Unit 10 Review
CSP Conceptual Framework
IOC-2 - The use of computing innovations may involve risks to your personal safety and identity.
IOC-2.A - Describe the risks to privacy from collecting and storing personal data on a computer system.
CSTA K-12 Computer Science Standards (2017)
IC - Impacts of Computing
2-IC-23 - Describe tradeoffs between allowing information to be public and keeping information private and secure.
3A-IC-29 - Explain the privacy concerns related to the collection and generation of data through automated processes that may not be evident to users.
3A-IC-30 - Evaluate the social and economic implications of privacy in the context of safety, law, or ethics.
Students learn that the apps, websites, and other computing innovations they use every day require a lot of data to run, much of which they might consider being private or personal. In the warm-up students discuss which of a list of possible information types they consider private. Then students read the data policies from a website or service they use or know about.

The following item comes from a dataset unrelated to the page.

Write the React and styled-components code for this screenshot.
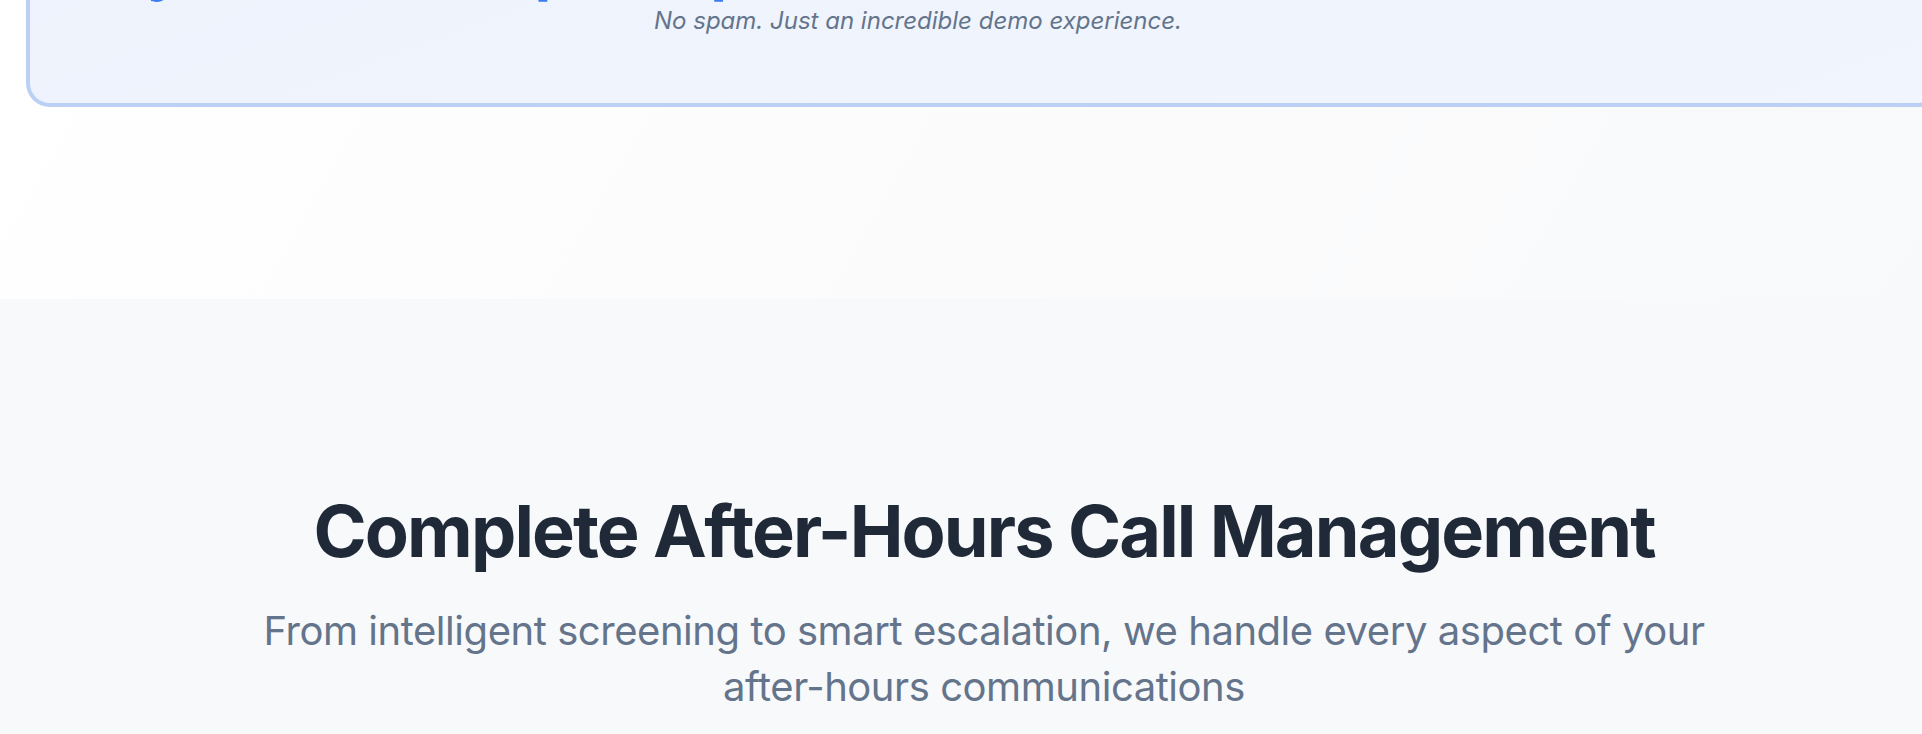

This investigation focuses on the kinds of data that are being collected, the way it's being used, and any potential privacy concerns that arise. A brief second activity reveals that even data that may not seem private, like a birthdate or zipcode, can be combined to uniquely identify them. To conclude the lesson students prepare for a discussion in the following class about the pros and cons of sharing all this data by journaling about their current thoughts on whether the harms of giving up this privacy are outweighed by the benefits of the technology they power.
This lesson is closely tied with the one that follows. In today's lesson students focus primarily on understanding the kinds of data that are collected by modern apps, websites, and computing innovations, and the ways that this may sometimes lead to sharing private information. In the following lesson students will specifically discuss the pros and cons of sharing that information.